• **What is asked**
Write out the full listing exactly as given, minus the images.

• **Dataset excerpt**
>> BEGIN

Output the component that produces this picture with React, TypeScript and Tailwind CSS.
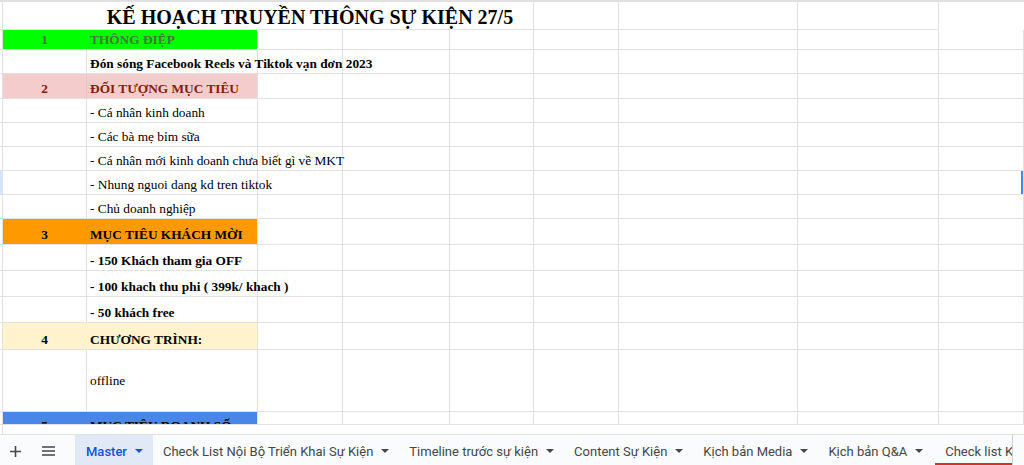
const COLS =
  "grid grid-cols-[3px_84px_171px_85px_107px_84px_85px_179px_141px_1fr]";

type Row = {
  h: string;
  num?: string;
  text?: string;
  fill?: string;
  color?: string;
  bold?: boolean;
  middle?: boolean;
  selected?: boolean;
};

const rows: Row[] = [
  { h: "h-[20px]", num: "1", text: "THÔNG ĐIỆP", fill: "bg-[#00ff00] border-r-[#00ff00]", color: "text-[#457a32]", bold: true },
  { h: "h-[24px]", text: "Đón sóng Facebook Reels và Tiktok vạn đơn 2023", bold: true },
  { h: "h-[25px]", num: "2", text: "ĐỐI TƯỢNG MỤC TIÊU", fill: "bg-[#f4cccc] border-r-[#ebc4c4]", color: "text-[#85200c]", bold: true },
  { h: "h-[24px]", text: "- Cá nhân kinh doanh" },
  { h: "h-[24px]", text: "- Các bà mẹ bỉm sữa" },
  { h: "h-[24px]", text: "- Cá nhân mới kinh doanh chưa biết gì về MKT" },
  { h: "h-[24px]", text: "- Nhung nguoi dang kd tren tiktok", selected: true },
  { h: "h-[24px]", text: "- Chủ doanh nghiệp" },
  { h: "h-[26px]", num: "3", text: "MỤC TIÊU KHÁCH MỜI", fill: "bg-[#ff9900] border-r-[#ff9900]", bold: true },
  { h: "h-[26px]", text: "- 150 Khách tham gia OFF", bold: true },
  { h: "h-[26px]", text: "- 100 khach thu phi ( 399k/ khach )", bold: true },
  { h: "h-[26px]", text: "- 50 khách free", bold: true },
  { h: "h-[27px]", num: "4", text: "CHƯƠNG TRÌNH:", fill: "bg-[#fff2cc] border-r-[#fff2cc]", bold: true },
  { h: "h-[62px]", text: "offline", middle: true },
  { h: "h-[24px]", num: "5", text: "MỤC TIÊU DOANH SỐ", fill: "bg-[#4a86e8] border-r-[#4a86e8]", bold: true },
];

const line = "border-b border-r border-[#e2e2e2]";

function SheetRow({ row }: { row: Row }) {
  const align = row.middle ? "items-center" : "items-end pb-[2px]";
  const weight = row.bold ? "font-bold" : "font-normal";
  const color = row.color ?? "text-black";
  return (
    <div className={`${COLS} ${row.h}`}>
      <div className={`${line} ${row.selected ? "bg-[#d3e3fd]" : ""}`} />
      <div className={`${line} ${row.fill ?? ""} flex justify-center ${align} ${weight} ${color}`}>
        {row.num}
      </div>
      <div
        className={`${line} ${row.fill ? row.fill.split(" ")[0] : ""} flex pl-[3px] ${align} ${weight} ${color} whitespace-nowrap relative z-10`}
      >
        {row.text}
      </div>
      <div className={line} />
      <div className={line} />
      <div className={line} />
      <div className={line} />
      <div className={line} />
      <div className={line} />
      <div className={`${line} relative`}>
        {row.selected && <div className="absolute right-0 top-0 bottom-0 w-[2px] bg-[#4a86e8]" />}
      </div>
    </div>
  );
}

function Caret({ className = "fill-[#444746]" }: { className?: string }) {
  return (
    <svg width="8" height="4" viewBox="0 0 8 4" className={`shrink-0 ${className}`}>
      <path d="M0 0h8L4 4z" />
    </svg>
  );
}

const tabs = [
  "Check List Nội Bộ Triển Khai Sự Kiện",
  "Timeline trước sự kiện",
  "Content Sự Kiện",
  "Kịch bản Media",
  "Kịch bản Q&A",
];

function TabBar() {
  return (
    <div className="h-[31px] flex bg-[#f9fbfd] border-t border-[#e1e3e1] font-['Roboto',sans-serif] text-[13px] text-[#444746]">
      <div className="w-[1013px] shrink-0 flex border-r border-[#d0d0d0] overflow-hidden">
        <div className="w-[30px] shrink-0 flex items-center justify-center pt-[2px]">
          <svg width="11" height="11" viewBox="0 0 11 11" className="stroke-[#444746]">
            <path d="M5.5 0v11M0 5.5h11" strokeWidth="1.6" />
          </svg>
        </div>
        <div className="w-[36px] shrink-0 flex items-center justify-center pt-[2px]">
          <svg width="13" height="10" viewBox="0 0 13 10" className="stroke-[#444746]">
            <path d="M0 1h13M0 5h13M0 9h13" strokeWidth="1.5" />
          </svg>
        </div>
        <div className="w-[9px] shrink-0" />
        <div className="shrink-0 flex items-center gap-[8px] pl-[11px] pr-[10px] pt-[2px] bg-[#e1e9f7] text-[#0b57d0] font-medium">
          <span>Master</span>
          <Caret className="fill-[#0b57d0]" />
        </div>
        {tabs.map((t) => (
          <div key={t} className="shrink-0 flex items-center gap-[8px] px-[10px] pt-[2px] whitespace-nowrap">
            <span>{t}</span>
            <Caret />
          </div>
        ))}
        <div className="shrink-0 flex items-center pl-[10px] ml-[2px] pt-[2px] whitespace-nowrap relative">
          <span>Check list Kịch bản</span>
          <div className="absolute left-0 right-0 bottom-0 h-[2px] bg-[#d93025]" />
        </div>
      </div>
    </div>
  );
}

export default function App() {
  return (
    <div className="w-[1024px] h-[465px] bg-white overflow-hidden flex flex-col font-['Liberation_Serif',serif] text-[13.33px] leading-[15px]">
      <div className="h-[425px] shrink-0 overflow-hidden border-b border-[#e2e2e2]">
        <div className="h-[2px] bg-[#e1e1e1]" />
        <div className={`${COLS} h-[28px]`}>
          <div className={line} />
          <div className="col-span-5 border-b border-r border-[#e2e2e2] flex items-end justify-center pl-[84px] text-[20px] leading-[24px] font-bold">
            KẾ HOẠCH TRUYỀN THÔNG SỰ KIỆN 27/5
          </div>
          <div className={line} />
          <div className={line} />
          <div className={line} />
        </div>
        {rows.map((r, i) => (
          <SheetRow key={i} row={r} />
        ))}
      </div>
      <div className="h-[9px] shrink-0 flex">
        <div className="w-[3px] border-r border-[#e2e2e2]" />
      </div>
      <TabBar />
    </div>
  );
}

>> END

• **Full output**
Output the component that produces this picture with React, TypeScript and Tailwind CSS.
const COLS =
  "grid grid-cols-[3px_84px_171px_85px_107px_84px_85px_179px_141px_1fr]";

type Row = {
  h: string;
  num?: string;
  text?: string;
  fill?: string;
  color?: string;
  bold?: boolean;
  middle?: boolean;
  selected?: boolean;
};

const rows: Row[] = [
  { h: "h-[20px]", num: "1", text: "THÔNG ĐIỆP", fill: "bg-[#00ff00] border-r-[#00ff00]", color: "text-[#457a32]", bold: true },
  { h: "h-[24px]", text: "Đón sóng Facebook Reels và Tiktok vạn đơn 2023", bold: true },
  { h: "h-[25px]", num: "2", text: "ĐỐI TƯỢNG MỤC TIÊU", fill: "bg-[#f4cccc] border-r-[#ebc4c4]", color: "text-[#85200c]", bold: true },
  { h: "h-[24px]", text: "- Cá nhân kinh doanh" },
  { h: "h-[24px]", text: "- Các bà mẹ bỉm sữa" },
  { h: "h-[24px]", text: "- Cá nhân mới kinh doanh chưa biết gì về MKT" },
  { h: "h-[24px]", text: "- Nhung nguoi dang kd tren tiktok", selected: true },
  { h: "h-[24px]", text: "- Chủ doanh nghiệp" },
  { h: "h-[26px]", num: "3", text: "MỤC TIÊU KHÁCH MỜI", fill: "bg-[#ff9900] border-r-[#ff9900]", bold: true },
  { h: "h-[26px]", text: "- 150 Khách tham gia OFF", bold: true },
  { h: "h-[26px]", text: "- 100 khach thu phi ( 399k/ khach )", bold: true },
  { h: "h-[26px]", text: "- 50 khách free", bold: true },
  { h: "h-[27px]", num: "4", text: "CHƯƠNG TRÌNH:", fill: "bg-[#fff2cc] border-r-[#fff2cc]", bold: true },
  { h: "h-[62px]", text: "offline", middle: true },
  { h: "h-[24px]", num: "5", text: "MỤC TIÊU DOANH SỐ", fill: "bg-[#4a86e8] border-r-[#4a86e8]", bold: true },
];

const line = "border-b border-r border-[#e2e2e2]";

function SheetRow({ row }: { row: Row }) {
  const align = row.middle ? "items-center" : "items-end pb-[2px]";
  const weight = row.bold ? "font-bold" : "font-normal";
  const color = row.color ?? "text-black";
  return (
    <div className={`${COLS} ${row.h}`}>
      <div className={`${line} ${row.selected ? "bg-[#d3e3fd]" : ""}`} />
      <div className={`${line} ${row.fill ?? ""} flex justify-center ${align} ${weight} ${color}`}>
        {row.num}
      </div>
      <div
        className={`${line} ${row.fill ? row.fill.split(" ")[0] : ""} flex pl-[3px] ${align} ${weight} ${color} whitespace-nowrap relative z-10`}
      >
        {row.text}
      </div>
      <div className={line} />
      <div className={line} />
      <div className={line} />
      <div className={line} />
      <div className={line} />
      <div className={line} />
      <div className={`${line} relative`}>
        {row.selected && <div className="absolute right-0 top-0 bottom-0 w-[2px] bg-[#4a86e8]" />}
      </div>
    </div>
  );
}

function Caret({ className = "fill-[#444746]" }: { className?: string }) {
  return (
    <svg width="8" height="4" viewBox="0 0 8 4" className={`shrink-0 ${className}`}>
      <path d="M0 0h8L4 4z" />
    </svg>
  );
}

const tabs = [
  "Check List Nội Bộ Triển Khai Sự Kiện",
  "Timeline trước sự kiện",
  "Content Sự Kiện",
  "Kịch bản Media",
  "Kịch bản Q&A",
];

function TabBar() {
  return (
    <div className="h-[31px] flex bg-[#f9fbfd] border-t border-[#e1e3e1] font-['Roboto',sans-serif] text-[13px] text-[#444746]">
      <div className="w-[1013px] shrink-0 flex border-r border-[#d0d0d0] overflow-hidden">
        <div className="w-[30px] shrink-0 flex items-center justify-center pt-[2px]">
          <svg width="11" height="11" viewBox="0 0 11 11" className="stroke-[#444746]">
            <path d="M5.5 0v11M0 5.5h11" strokeWidth="1.6" />
          </svg>
        </div>
        <div className="w-[36px] shrink-0 flex items-center justify-center pt-[2px]">
          <svg width="13" height="10" viewBox="0 0 13 10" className="stroke-[#444746]">
            <path d="M0 1h13M0 5h13M0 9h13" strokeWidth="1.5" />
          </svg>
        </div>
        <div className="w-[9px] shrink-0" />
        <div className="shrink-0 flex items-center gap-[8px] pl-[11px] pr-[10px] pt-[2px] bg-[#e1e9f7] text-[#0b57d0] font-medium">
          <span>Master</span>
          <Caret className="fill-[#0b57d0]" />
        </div>
        {tabs.map((t) => (
          <div key={t} className="shrink-0 flex items-center gap-[8px] px-[10px] pt-[2px] whitespace-nowrap">
            <span>{t}</span>
            <Caret />
          </div>
        ))}
        <div className="shrink-0 flex items-center pl-[10px] ml-[2px] pt-[2px] whitespace-nowrap relative">
          <span>Check list Kịch bản</span>
          <div className="absolute left-0 right-0 bottom-0 h-[2px] bg-[#d93025]" />
        </div>
      </div>
    </div>
  );
}

export default function App() {
  return (
    <div className="w-[1024px] h-[465px] bg-white overflow-hidden flex flex-col font-['Liberation_Serif',serif] text-[13.33px] leading-[15px]">
      <div className="h-[425px] shrink-0 overflow-hidden border-b border-[#e2e2e2]">
        <div className="h-[2px] bg-[#e1e1e1]" />
        <div className={`${COLS} h-[28px]`}>
          <div className={line} />
          <div className="col-span-5 border-b border-r border-[#e2e2e2] flex items-end justify-center pl-[84px] text-[20px] leading-[24px] font-bold">
            KẾ HOẠCH TRUYỀN THÔNG SỰ KIỆN 27/5
          </div>
          <div className={line} />
          <div className={line} />
          <div className={line} />
        </div>
        {rows.map((r, i) => (
          <SheetRow key={i} row={r} />
        ))}
      </div>
      <div className="h-[9px] shrink-0 flex">
        <div className="w-[3px] border-r border-[#e2e2e2]" />
      </div>
      <TabBar />
    </div>
  );
}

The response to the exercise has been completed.